Dans la catégorie "immersion au sein d'une communauté atypique", les images qu'Ibrahim Nash’at a réussi à capturer et monter sur une année au plus près des talibans, suite au retrait militaire états-unien d'Afghanistan, sont d'une valeur inestimable et le placent juste un cran en-dessous de l'inégalable Talal Derki avec Djihadistes de père en fils qui se consacrait au portrait d'un père aimant, et accessoirement combattant syrien d'Al-Qaeda. Hollywoodgate est notamment affaibli par les commentaires en voix off de son auteur au début et à la fin du film (totalement superflus, du genre "one thing I cannot move past is the obscene power of those who worship war", au-delà de la précision concernant le contexte de la contrainte) ainsi que par l'utilisation certes réduite d'une musique anxiogène pas vraiment nécessaire. Mais ce sont des considérations presque négligeables en regard du contenu : les premiers pas du taliban Malawi Mansour, commandant nouvellement nommé de l'armée de l'air au lendemain du départ des États-Unis, au moment où il découvre l'existence d'un complexe nommé "Hollywood Gate" et dans lequel la plus grande armée du monde y a laissé plus de 7 milliards de dollars de matériel.

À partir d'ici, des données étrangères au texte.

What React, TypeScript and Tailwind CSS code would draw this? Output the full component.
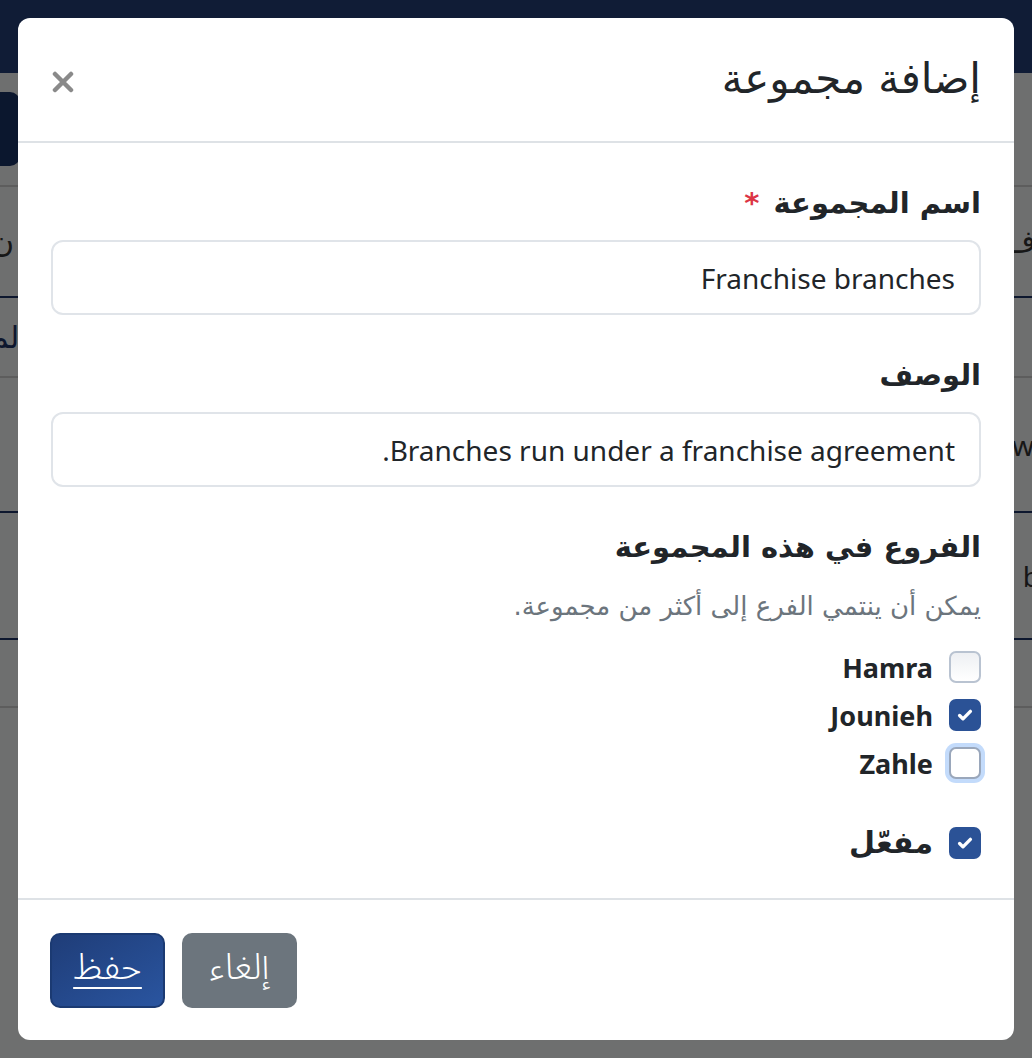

Comme un gamin qui ouvrirait un coffre à jouets rempli à ras bord, les talibans découvrent une armada technologique qu'ils n'auraient même pas imaginée en rêve. De la salle de gym suréquipée aux avions de chasse, des fusils mitrailleurs ("bien plus légers que les kalachnikovs") aux médicaments, ils sont au paradis. Ainsi Nash’at suit leurs premières réactions, sous le regard réprobateur de très nombreuses personnes hostiles à cette caméra acceptée par le grand chef à condition qu'il décide de ce qui peut être filmé — le but probable étant de produire des images qui susciteront chez les adversaires de la crainte et de la peur face une telle puissance. Et honnêtement, ça n'a pas de prix. Si initialement le commandant suprême donne des ordres sérieux après avoir témoigné d'un état profondément déconcerté devant l'ampleur de la trouvaille — faire l'inventaire de tout le matériel, réparer les avions (que l'armée américaine a tenté de rendre inutilisables avant de partir) — on accède très vite à un régime puissamment surréaliste, à mesure que la milice islamiste se transforme en département militaire.
Aussi on verra le nouveau commandant taliban essayer les tapis de course ("faites-moi en livrer un chez moi, il faut que je perde un peu du ventre») avant d'interdire au réalisateur de filmer les hélicoptères tant qu'ils ne sont pas réparés. On le voit assurer ses proches qu'ils règneraient sur la terre entière s'ils jouissaient des mêmes ressources militaires que les États-Unis, on le voit se faire mal à la main en giflant un camarade taliban qui a essayé de monter dans un avion malgré son interdiction. C'est un personnage fascinant, qui pourrait régulièrement sortir de l'imaginaire d'un dessinateur de bande-dessinée. Les faits marquants sont innombrables, et vont des menaces incessantes à l'encontre du réalisateur (qui ne le réalisera qu'a posteriori, lors du montage, et le grand manitou rassure ses ouailles en affirmant que "if his intentions are bad, he will die soon", lui qui menacera de mort le ministre de la défense tadjik à la fin du film) à une parade militaire montrant soldats, lance-roquettes, chars d'assaut, avions fraîchement réparés, et... un bataillon de kamikazes à moto. Du gars qui s'amuse à pointer son fusil automatique vers diverses personnes à celui qui se lance dans une variante littéralement improbable de la tirade de Forrest Gump "Life is like a box of chocolates" — en substance : les femmes c'est comme du chocolat, tu voudras pas manger celui qui a traîné par terre s'il n'était pas emballé. Le chocolat a sans doute son avis là-dessus, mais c'est au-delà de ses capacités et la démonstration irréfutable n'a pas autant convaincu que ce qu'il espérait, petit moment comique incongru.
90 minutes qui résument de manière géniale une chronique de la vie quotidienne au sein de l'armée de l'air talibane en cours de structuration. Même si les talibans contrôlent la prise d'image cela n'empêche en rien Hollywoodgate de se faire extrêmement pertinent, au-delà des intentions propagandistes initiales. Une séquence hilarante les montre d'ailleurs galérer concernant une multiplication, personne ne sait combien font 67x100, on propose 21000 et finalement la réponse acceptée sera 67000 — avant de demander un peu plus tard "Est-ce que quelqu'un sait comment piloter un Blackhawk ?"... Le surréalisme documentaire à son apogée, au creux d'une alternance entre scènes de tous les jours et contexte péri-apocalyptique.